Hopefully you are correct, but I can tell you first hand that they are filling Orange County, CA. Possibly you need to be the rebellious child of privileged conservatives to turn out as poorly as outlined in Thompson's article, but I can certainly vouch for their existence in numbers. Personally, I am currently attempting to find a place where the liberals have more grey matter (like so many of my friends on LJ) in an attempt to escape the crowd that gets its talking points from Green Day lyrics.

(no subject)

Date: 2005-05-26 08:41 pm (UTC)
From: [identity profile] minnehaha.livejournal.com
It's muddled and cheap, but there are shreds of good points within. But he's wrong, and it's kind of sad to read.

B

(no subject)

Date: 2005-05-27 02:07 am (UTC)
From: [identity profile] aerden.livejournal.com
A lot of what Thompson says is also a lot of why I decided in the 90's that I no longer wanted to consider myself liberal, even though I still hold many ostensibly liberal beliefs. The behavior and attitudes I've observed out of so many prominent liberals in the news and in my personal life are just not anything I respect, anymore, and I am turned off by the fact that many of them seem to hate so very much.

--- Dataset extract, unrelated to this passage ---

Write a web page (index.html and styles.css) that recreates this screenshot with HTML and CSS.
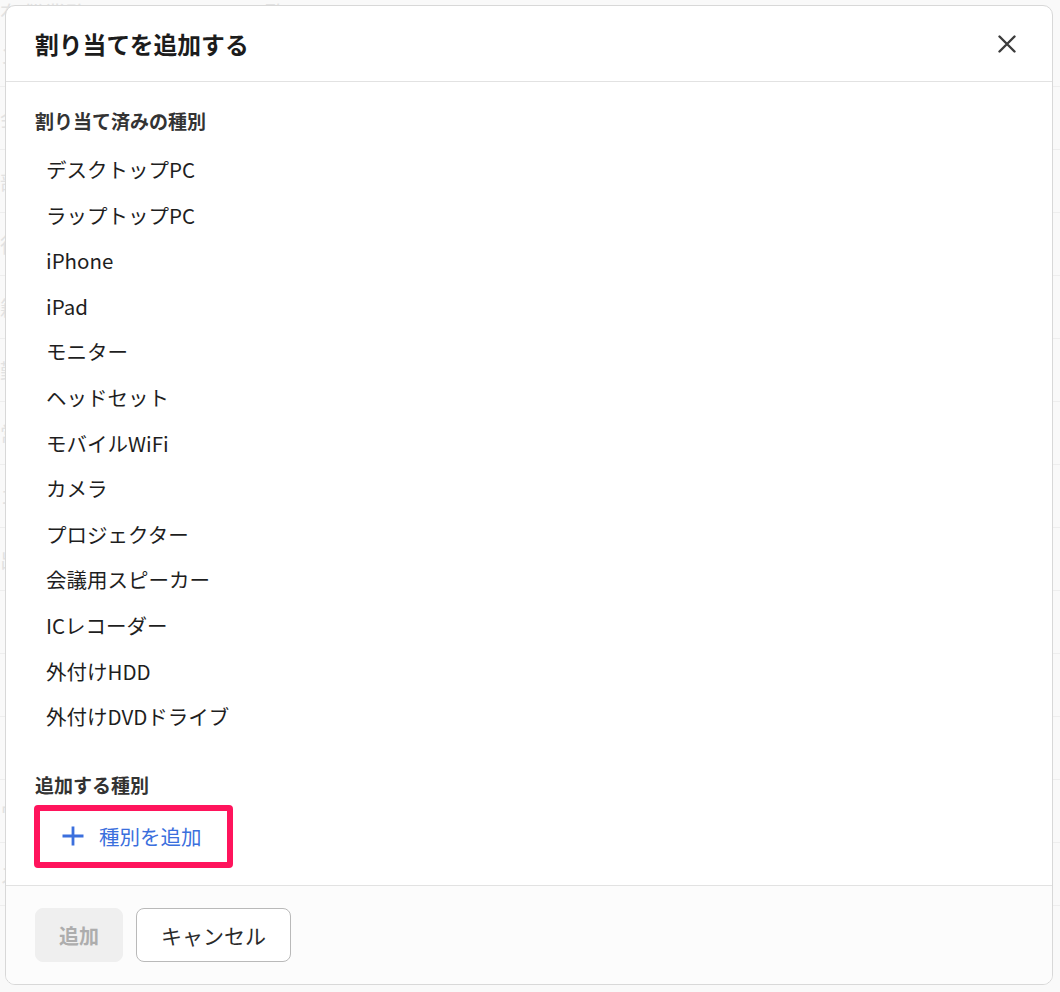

Even in this comment section, there are people who simply cannot admit the possibility that maybe Thompson was writing his honest feelings on the matter. Because he's 'gone conservative,' everything he says is suspect, it must all be rhetorical manipulation and outright lies; he can't possibly be speaking about a situation as he sses it.

I'll admit, I might be more positively disposed to Thompson's article because so much of what he wrote mirrors my own feelings and struck a chord with me. Maybe his tone really is sarcastic, and I'm just missing it. But as far as I'm concerned, he's just expressing the same sad frustration that I feel.